◆ **TASK TO COMPLETE**:
Locate the string "index" throughout the material and copy every line in which it occurs.
##### DATA FOR THE TASK #####
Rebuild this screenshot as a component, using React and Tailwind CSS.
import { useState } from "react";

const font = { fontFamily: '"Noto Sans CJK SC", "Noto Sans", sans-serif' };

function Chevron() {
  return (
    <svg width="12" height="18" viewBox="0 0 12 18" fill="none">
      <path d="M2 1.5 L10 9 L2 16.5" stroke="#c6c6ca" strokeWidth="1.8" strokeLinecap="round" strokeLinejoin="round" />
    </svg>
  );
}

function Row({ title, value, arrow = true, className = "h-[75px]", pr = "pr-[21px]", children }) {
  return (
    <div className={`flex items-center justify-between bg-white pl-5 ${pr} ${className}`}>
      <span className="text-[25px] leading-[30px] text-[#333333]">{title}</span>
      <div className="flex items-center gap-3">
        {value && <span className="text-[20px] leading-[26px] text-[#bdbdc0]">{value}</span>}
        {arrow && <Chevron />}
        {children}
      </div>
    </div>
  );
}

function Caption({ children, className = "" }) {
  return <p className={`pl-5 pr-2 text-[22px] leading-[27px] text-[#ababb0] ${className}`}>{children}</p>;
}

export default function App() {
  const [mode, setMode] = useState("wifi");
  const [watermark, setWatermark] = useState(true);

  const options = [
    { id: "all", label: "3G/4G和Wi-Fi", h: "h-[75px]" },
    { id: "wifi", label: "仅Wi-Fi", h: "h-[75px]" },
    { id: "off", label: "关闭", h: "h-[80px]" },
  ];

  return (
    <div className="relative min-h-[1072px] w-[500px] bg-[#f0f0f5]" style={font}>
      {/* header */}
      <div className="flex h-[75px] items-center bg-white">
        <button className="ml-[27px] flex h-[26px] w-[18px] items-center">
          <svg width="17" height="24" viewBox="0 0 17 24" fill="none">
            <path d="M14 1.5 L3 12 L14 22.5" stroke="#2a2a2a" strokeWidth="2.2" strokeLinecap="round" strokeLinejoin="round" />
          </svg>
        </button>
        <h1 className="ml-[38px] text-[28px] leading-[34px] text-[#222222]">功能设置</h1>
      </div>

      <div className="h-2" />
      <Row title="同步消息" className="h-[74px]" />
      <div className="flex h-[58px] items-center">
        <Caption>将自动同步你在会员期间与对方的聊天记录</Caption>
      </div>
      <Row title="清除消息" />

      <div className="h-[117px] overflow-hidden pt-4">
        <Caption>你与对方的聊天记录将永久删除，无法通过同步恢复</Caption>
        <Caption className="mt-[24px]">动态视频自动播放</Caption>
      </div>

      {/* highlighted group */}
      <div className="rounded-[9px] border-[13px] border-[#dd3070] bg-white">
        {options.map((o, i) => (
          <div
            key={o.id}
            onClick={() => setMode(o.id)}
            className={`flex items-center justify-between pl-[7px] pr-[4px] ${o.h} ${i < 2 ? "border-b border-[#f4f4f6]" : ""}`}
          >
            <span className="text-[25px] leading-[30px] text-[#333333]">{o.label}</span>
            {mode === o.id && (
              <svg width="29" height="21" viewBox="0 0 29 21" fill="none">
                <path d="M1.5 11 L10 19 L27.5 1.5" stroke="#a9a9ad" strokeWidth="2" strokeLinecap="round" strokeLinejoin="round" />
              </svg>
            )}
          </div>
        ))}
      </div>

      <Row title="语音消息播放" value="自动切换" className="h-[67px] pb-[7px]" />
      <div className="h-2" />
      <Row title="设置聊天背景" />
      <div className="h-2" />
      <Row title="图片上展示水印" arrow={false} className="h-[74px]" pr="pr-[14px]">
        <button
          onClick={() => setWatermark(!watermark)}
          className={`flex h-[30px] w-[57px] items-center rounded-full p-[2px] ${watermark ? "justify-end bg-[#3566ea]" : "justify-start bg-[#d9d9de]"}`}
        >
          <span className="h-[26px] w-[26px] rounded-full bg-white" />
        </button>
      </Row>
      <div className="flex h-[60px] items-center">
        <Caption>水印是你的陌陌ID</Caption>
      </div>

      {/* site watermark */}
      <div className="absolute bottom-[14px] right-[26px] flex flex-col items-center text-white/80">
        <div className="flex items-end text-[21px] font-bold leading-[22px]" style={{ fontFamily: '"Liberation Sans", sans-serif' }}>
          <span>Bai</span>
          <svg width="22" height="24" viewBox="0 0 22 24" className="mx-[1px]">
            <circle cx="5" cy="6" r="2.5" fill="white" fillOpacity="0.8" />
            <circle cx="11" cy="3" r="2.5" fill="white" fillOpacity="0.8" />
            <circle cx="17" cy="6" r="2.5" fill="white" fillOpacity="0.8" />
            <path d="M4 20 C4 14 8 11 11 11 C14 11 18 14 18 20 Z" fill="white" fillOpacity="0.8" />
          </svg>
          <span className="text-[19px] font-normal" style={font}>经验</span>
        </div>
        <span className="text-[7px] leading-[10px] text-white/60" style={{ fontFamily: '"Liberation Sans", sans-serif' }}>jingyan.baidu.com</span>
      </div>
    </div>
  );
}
#####
##### DATA FOR THE TASK #####
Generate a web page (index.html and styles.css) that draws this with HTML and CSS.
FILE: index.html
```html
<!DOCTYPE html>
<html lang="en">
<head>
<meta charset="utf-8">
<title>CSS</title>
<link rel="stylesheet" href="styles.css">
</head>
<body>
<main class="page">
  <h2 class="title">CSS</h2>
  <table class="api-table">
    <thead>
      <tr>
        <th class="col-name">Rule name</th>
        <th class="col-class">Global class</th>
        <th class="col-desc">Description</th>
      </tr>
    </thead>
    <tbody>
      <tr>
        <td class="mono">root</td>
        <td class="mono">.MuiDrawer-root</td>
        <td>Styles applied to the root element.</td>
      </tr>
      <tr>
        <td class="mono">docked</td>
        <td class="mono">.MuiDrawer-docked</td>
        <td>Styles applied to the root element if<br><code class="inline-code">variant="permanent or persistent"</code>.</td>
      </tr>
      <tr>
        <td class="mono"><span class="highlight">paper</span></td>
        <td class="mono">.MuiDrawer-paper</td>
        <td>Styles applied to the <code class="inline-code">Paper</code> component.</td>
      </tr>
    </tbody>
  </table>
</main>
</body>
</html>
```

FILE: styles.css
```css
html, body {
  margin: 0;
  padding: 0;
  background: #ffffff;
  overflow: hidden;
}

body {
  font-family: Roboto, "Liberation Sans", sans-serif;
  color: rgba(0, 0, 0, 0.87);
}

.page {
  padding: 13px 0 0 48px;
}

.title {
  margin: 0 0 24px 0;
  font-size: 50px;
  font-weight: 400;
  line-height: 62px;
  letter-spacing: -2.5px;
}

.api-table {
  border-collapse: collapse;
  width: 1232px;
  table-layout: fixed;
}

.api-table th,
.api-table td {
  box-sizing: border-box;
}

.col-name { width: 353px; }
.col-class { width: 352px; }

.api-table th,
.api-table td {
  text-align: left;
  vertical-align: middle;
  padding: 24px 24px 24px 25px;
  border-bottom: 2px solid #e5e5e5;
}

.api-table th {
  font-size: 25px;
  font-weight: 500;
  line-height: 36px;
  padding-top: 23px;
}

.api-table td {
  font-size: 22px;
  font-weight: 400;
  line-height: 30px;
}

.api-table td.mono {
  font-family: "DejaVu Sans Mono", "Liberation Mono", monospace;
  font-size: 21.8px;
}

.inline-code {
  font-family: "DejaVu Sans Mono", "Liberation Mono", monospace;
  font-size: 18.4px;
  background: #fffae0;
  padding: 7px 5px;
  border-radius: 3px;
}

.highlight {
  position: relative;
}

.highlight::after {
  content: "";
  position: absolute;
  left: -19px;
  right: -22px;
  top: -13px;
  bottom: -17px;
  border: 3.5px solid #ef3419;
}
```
#####
◆ **RESPONSE BELOW**:
Generate a web page (index.html and styles.css) that draws this with HTML and CSS.
FILE: index.html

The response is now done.